Trap Level Characteristics and DC Breakdown Performance of Isotactic/Syndiotactic/Atactic Polypropylene Blend Insulation

Polypropylene (PP) material as a DC cable insulation material has great prospects as a recyclable alternative to cross-linked polyethylene. This paper aims at investigate the effect of PP blends crystallinity morphology and trap energy level distribution on DC breakdown strength. Five different ratios iPP/sPP/aPP blends samples are prepared by melt-blending method. Polarizing optical microscope (POM) experiments are conducted to characterize the crystallinity morphology of five iPP/sPP/aPP blends and isothermal surface potential decay (ISPD) methods are employed to measure the trap levels distribution in composite dielectric. The DC breakdown strength is tested by ball-plate electrodes equipment, and the result of DC breakdown experiment indicates that sPP30 exhibits the highest breakdown field strength, which is 29.2% higher than sPP0. The addition of sPP can act as a nucleus to help the crystallization behavior of iPP, and the distribution of spherulites in sPP30 is the most uniform and dense among the five iPP/sPP/aPP blends samples, which can improve the trap characteristics of polymers. The ISPD results show that the decay rate of the sPP30 sample is the slowest at 50 degrees C, 70 degrees C and 90 degrees C, indicating that sPP30 is more conducive to suppressing the dissipation process of carriers during the depolarization process.
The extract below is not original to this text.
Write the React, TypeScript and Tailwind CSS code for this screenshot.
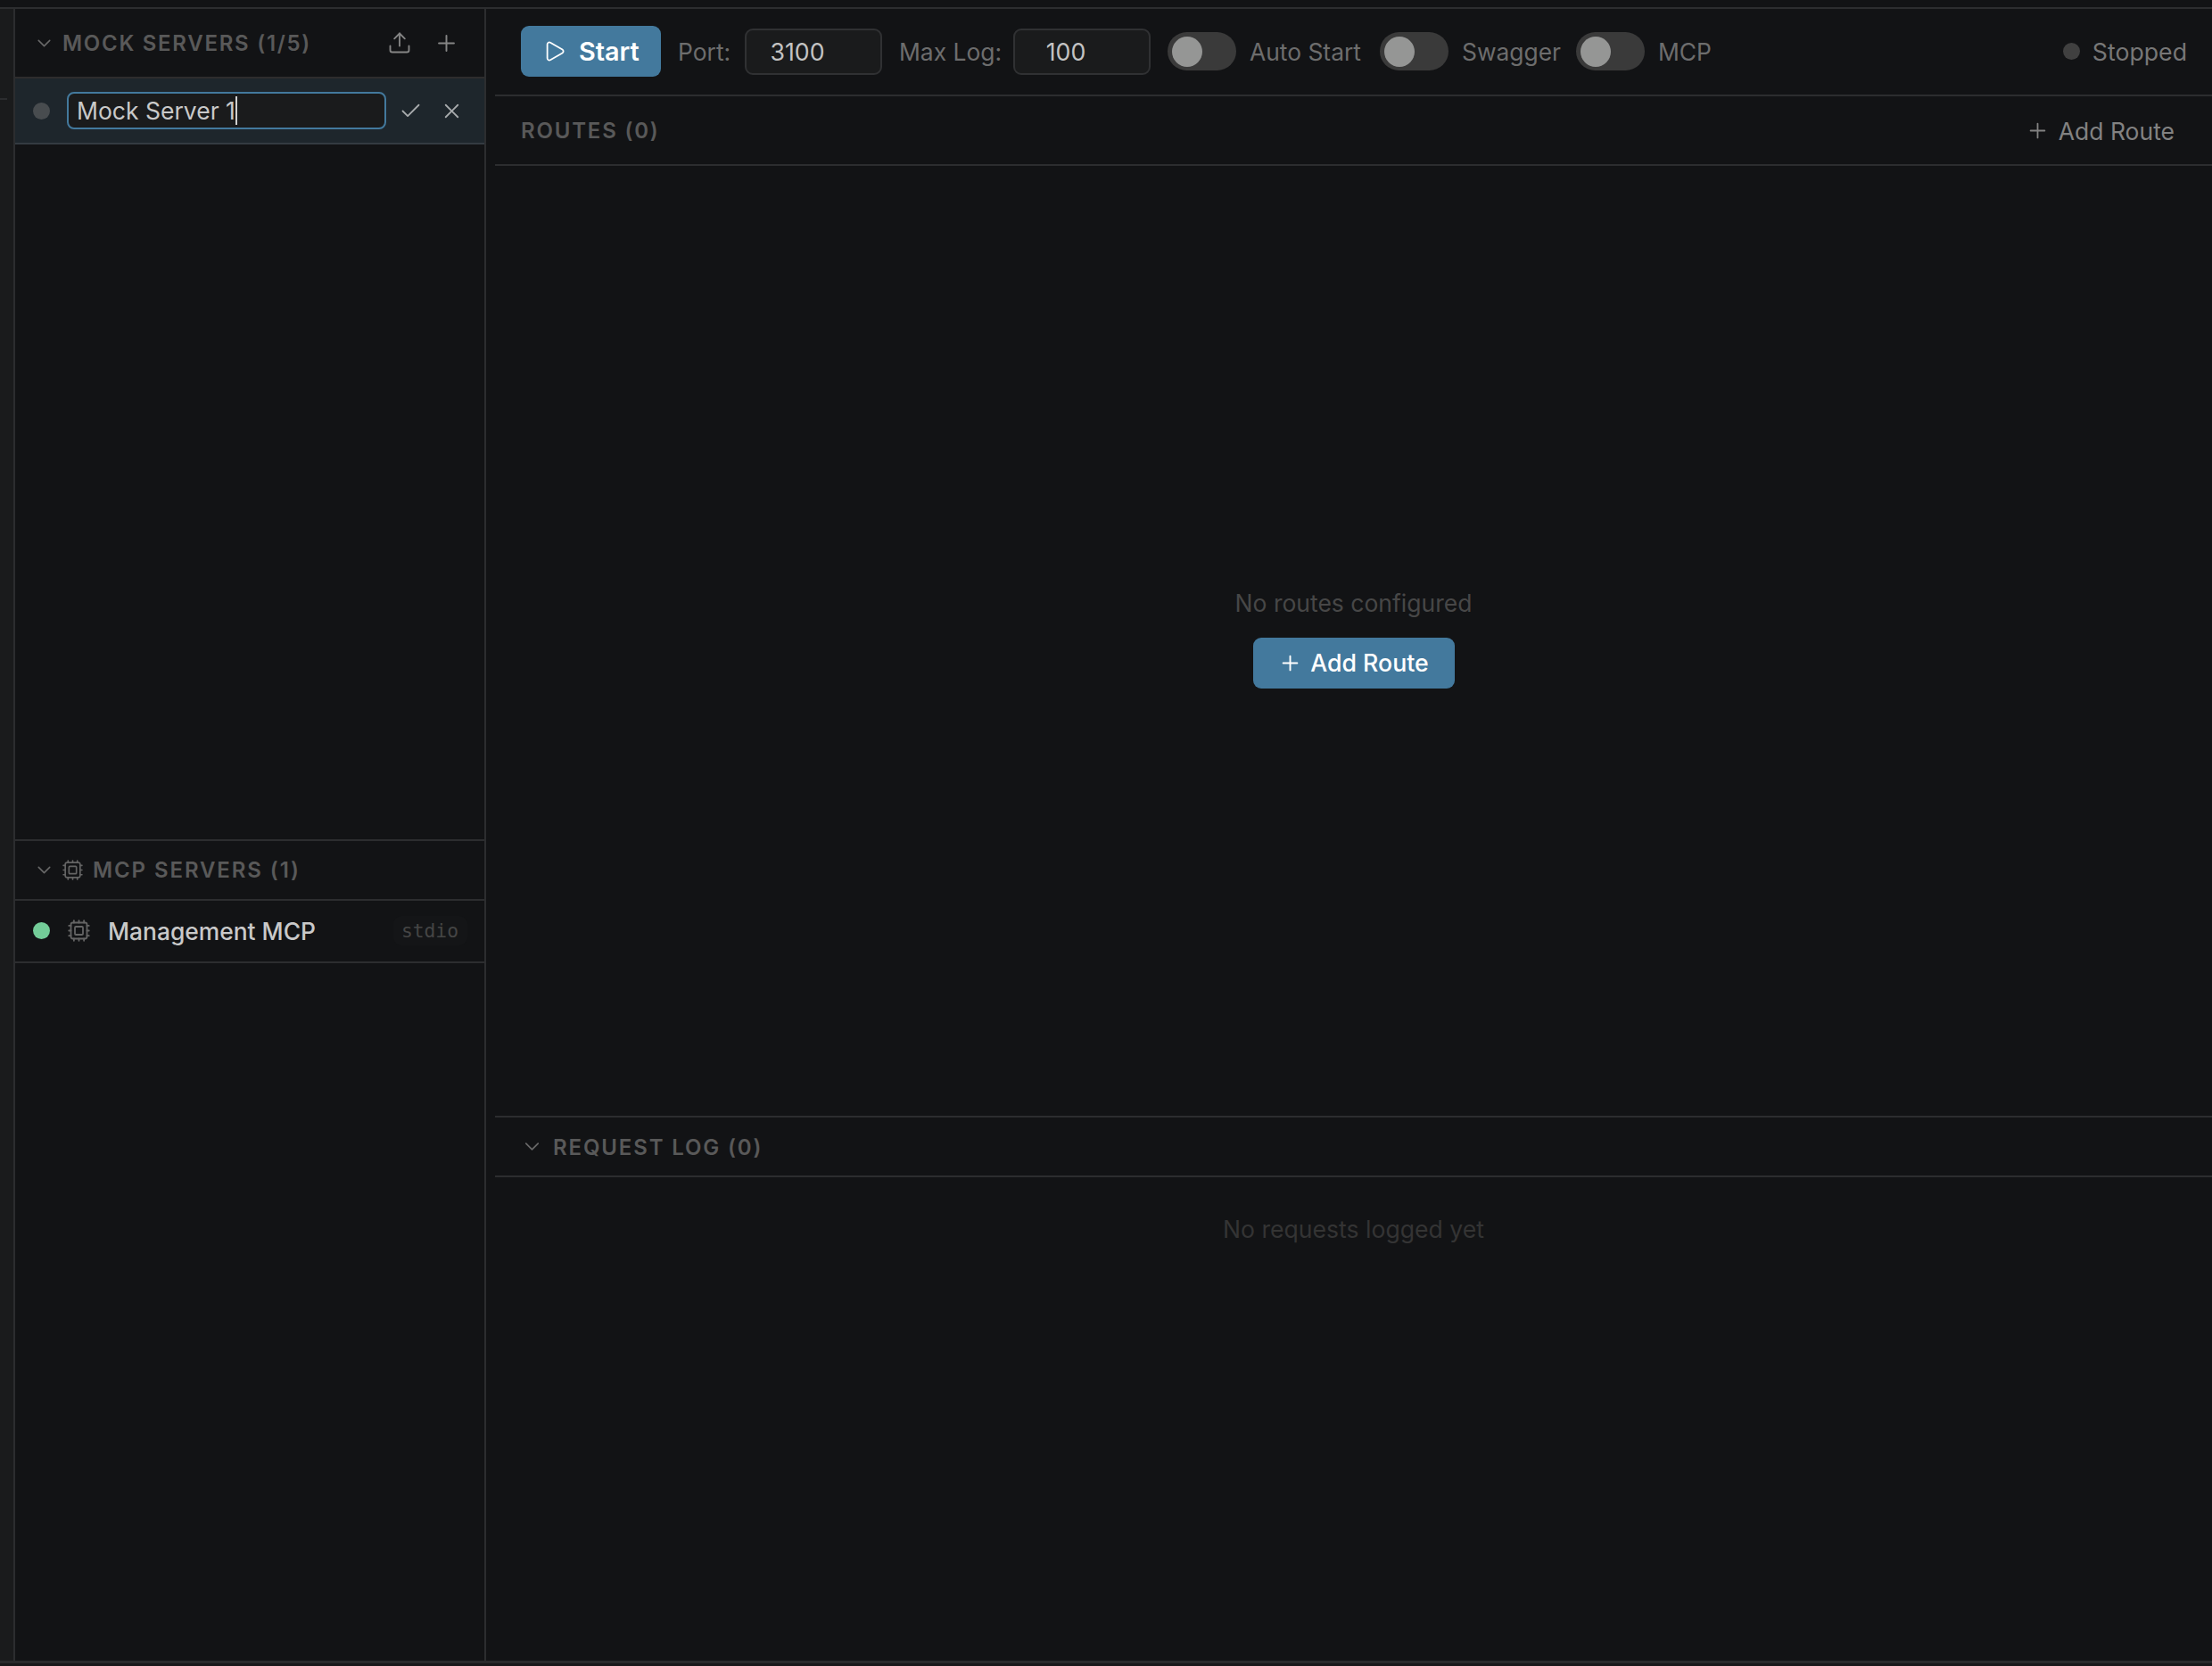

Moreover, sPP30 has higher deep trap density and lower shallow trap density and exhibits superior breakdown performance. It is deduced that the addition of sPP can effectively regulate the crystallinity morphology of iPP, and then effectively improve the trap energy level distribution of iPP/sPP/aPP blends, and it shows the improvement of DC breakdown performance macroscopically.